### Given data
◆ ◆ ◆ ◆ ◆ ◆ ◆
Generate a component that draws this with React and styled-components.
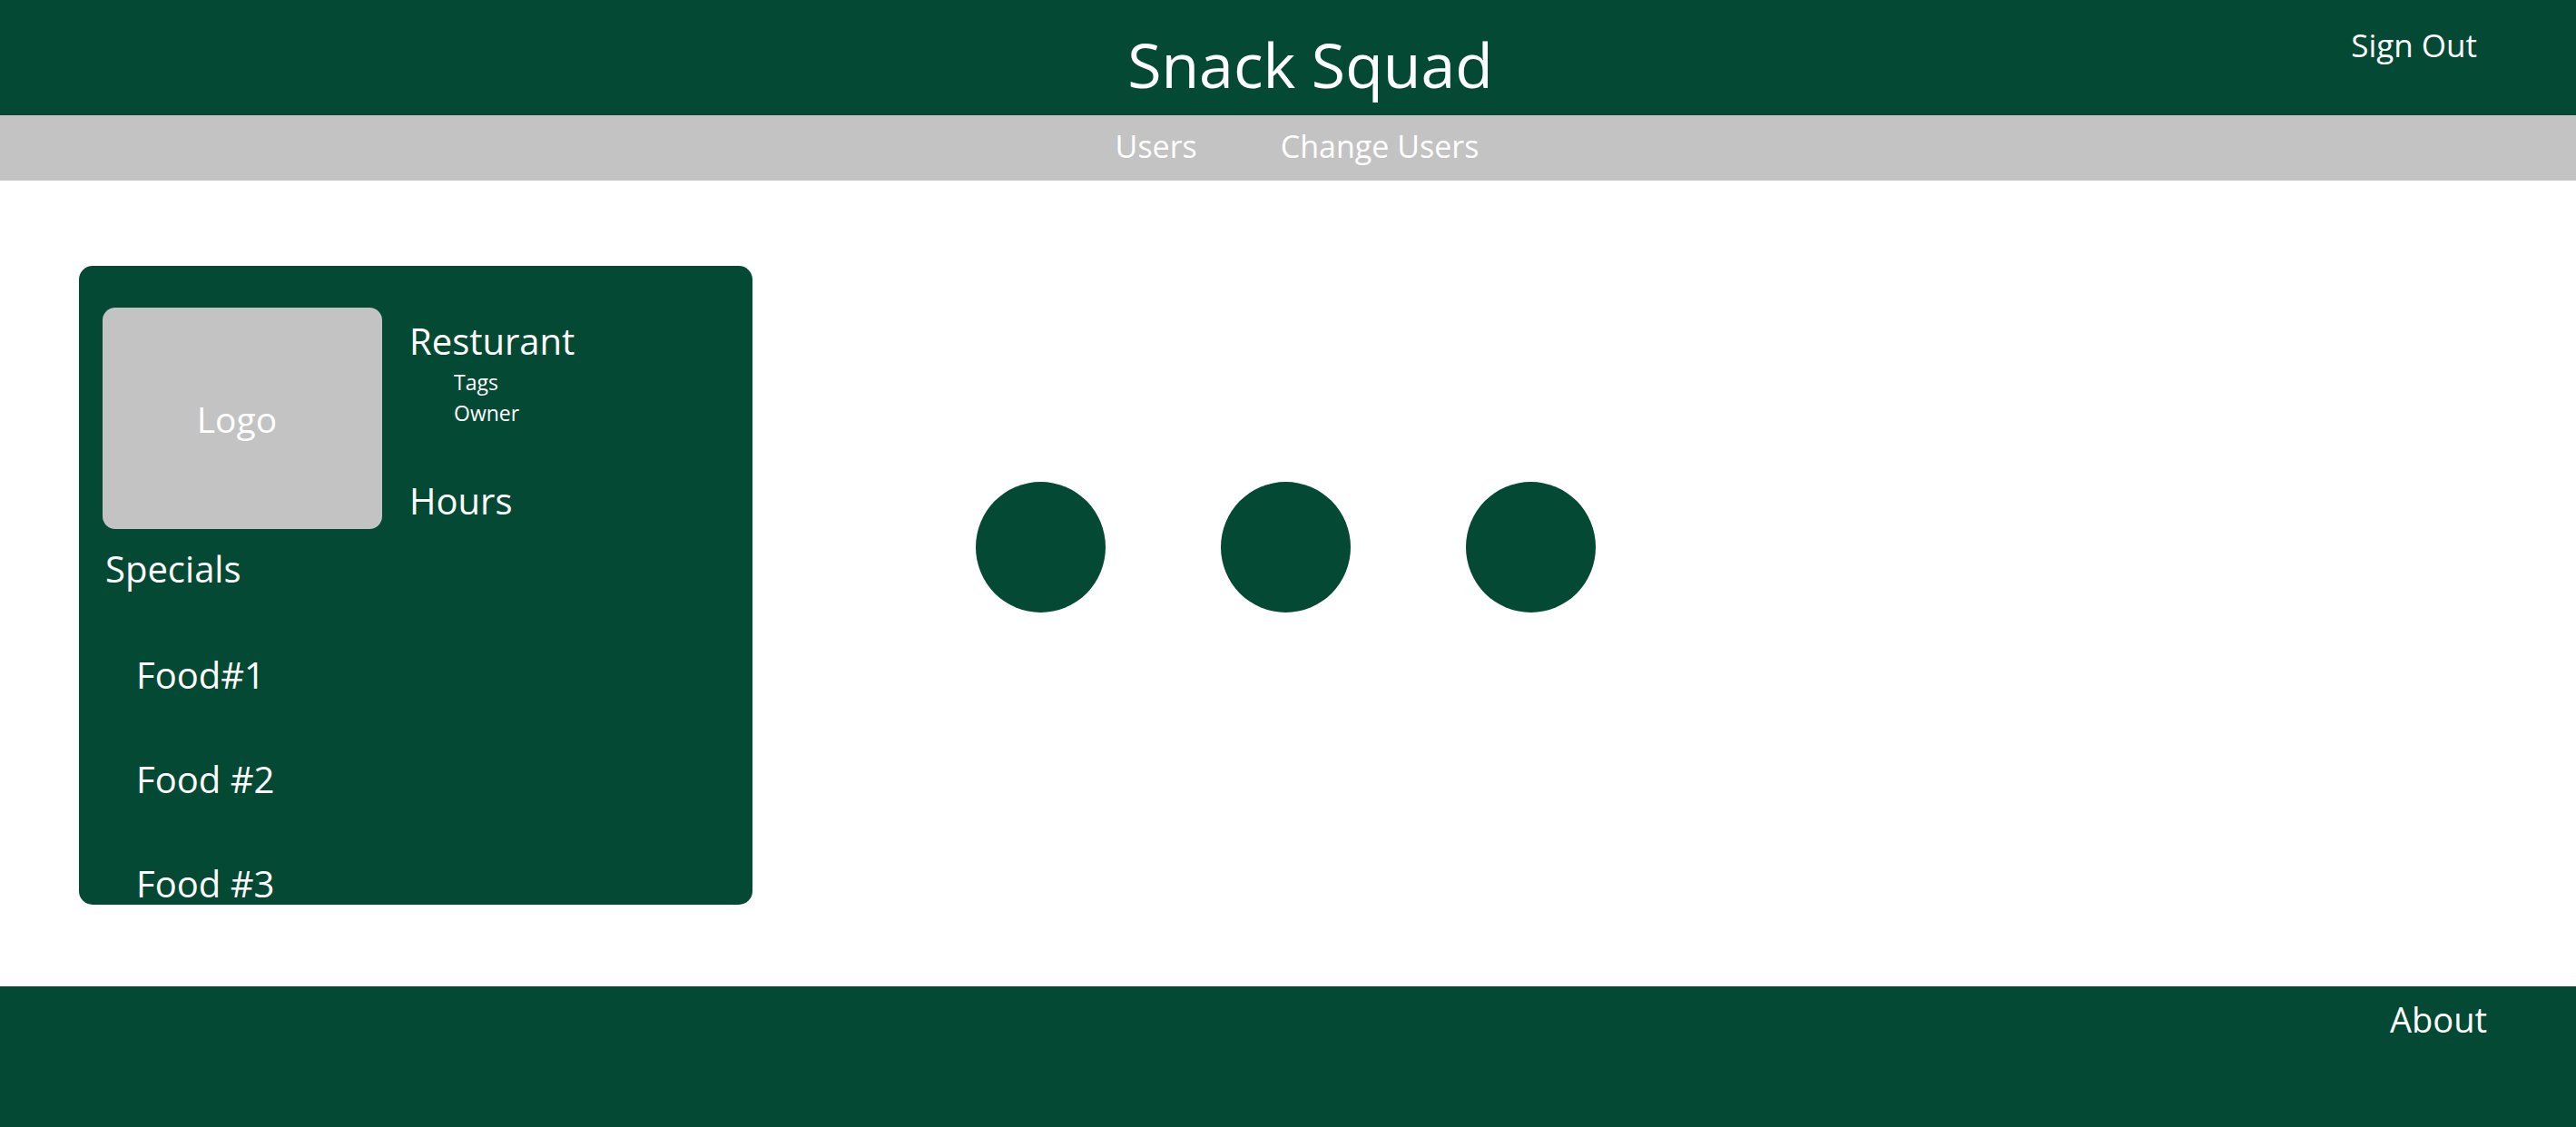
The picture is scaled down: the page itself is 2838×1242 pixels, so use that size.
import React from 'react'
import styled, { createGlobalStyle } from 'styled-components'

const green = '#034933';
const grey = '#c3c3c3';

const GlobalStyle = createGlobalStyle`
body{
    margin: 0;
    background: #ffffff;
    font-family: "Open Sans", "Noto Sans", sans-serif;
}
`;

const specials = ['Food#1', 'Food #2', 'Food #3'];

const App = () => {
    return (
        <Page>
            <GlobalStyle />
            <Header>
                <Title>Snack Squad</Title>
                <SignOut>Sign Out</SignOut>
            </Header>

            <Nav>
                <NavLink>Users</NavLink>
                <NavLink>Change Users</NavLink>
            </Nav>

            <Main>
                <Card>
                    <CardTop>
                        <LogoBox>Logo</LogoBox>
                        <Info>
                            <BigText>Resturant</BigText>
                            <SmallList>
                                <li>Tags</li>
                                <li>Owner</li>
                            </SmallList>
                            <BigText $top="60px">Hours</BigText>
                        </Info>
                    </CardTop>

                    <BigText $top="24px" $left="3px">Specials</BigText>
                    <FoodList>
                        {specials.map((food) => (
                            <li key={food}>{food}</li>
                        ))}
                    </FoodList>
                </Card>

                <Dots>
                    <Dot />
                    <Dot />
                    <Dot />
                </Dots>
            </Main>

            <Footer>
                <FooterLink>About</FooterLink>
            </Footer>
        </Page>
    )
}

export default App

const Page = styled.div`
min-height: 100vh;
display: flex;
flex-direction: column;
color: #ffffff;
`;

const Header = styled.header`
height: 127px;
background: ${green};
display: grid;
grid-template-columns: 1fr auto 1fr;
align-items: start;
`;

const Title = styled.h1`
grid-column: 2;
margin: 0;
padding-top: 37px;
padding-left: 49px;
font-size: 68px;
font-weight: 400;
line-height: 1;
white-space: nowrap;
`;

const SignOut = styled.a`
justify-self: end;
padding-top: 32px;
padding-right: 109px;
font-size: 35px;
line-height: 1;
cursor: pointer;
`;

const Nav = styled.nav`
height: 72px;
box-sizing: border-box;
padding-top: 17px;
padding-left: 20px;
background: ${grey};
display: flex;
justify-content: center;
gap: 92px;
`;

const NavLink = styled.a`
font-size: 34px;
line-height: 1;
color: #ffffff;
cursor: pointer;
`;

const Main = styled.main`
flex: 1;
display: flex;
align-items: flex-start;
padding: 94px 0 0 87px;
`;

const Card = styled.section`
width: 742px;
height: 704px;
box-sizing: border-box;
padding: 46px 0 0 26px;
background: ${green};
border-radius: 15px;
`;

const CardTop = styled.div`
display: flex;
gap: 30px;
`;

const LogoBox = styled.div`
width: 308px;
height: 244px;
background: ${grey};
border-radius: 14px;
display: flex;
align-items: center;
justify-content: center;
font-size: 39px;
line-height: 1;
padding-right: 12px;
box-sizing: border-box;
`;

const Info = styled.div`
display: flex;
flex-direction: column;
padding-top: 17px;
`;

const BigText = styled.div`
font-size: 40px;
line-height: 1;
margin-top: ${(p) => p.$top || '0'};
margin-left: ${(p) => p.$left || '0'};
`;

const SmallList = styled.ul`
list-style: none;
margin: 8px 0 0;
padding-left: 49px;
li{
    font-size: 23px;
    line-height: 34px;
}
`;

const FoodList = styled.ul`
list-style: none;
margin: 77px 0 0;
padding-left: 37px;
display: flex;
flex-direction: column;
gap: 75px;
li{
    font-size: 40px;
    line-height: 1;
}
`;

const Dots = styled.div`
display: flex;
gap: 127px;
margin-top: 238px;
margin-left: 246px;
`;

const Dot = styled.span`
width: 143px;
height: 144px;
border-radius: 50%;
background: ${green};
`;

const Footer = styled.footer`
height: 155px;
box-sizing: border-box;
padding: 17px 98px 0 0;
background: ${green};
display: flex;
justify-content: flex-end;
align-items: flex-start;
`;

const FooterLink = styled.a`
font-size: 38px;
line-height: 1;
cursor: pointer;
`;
◆ ◆ ◆ ◆ ◆ ◆ ◆
### Instructions for the task
Select and copy every line of the listing with the word "that".

### Exercise answer
Generate a component that draws this with React and styled-components.
The picture is scaled down: the page itself is 2838×1242 pixels, so use that size.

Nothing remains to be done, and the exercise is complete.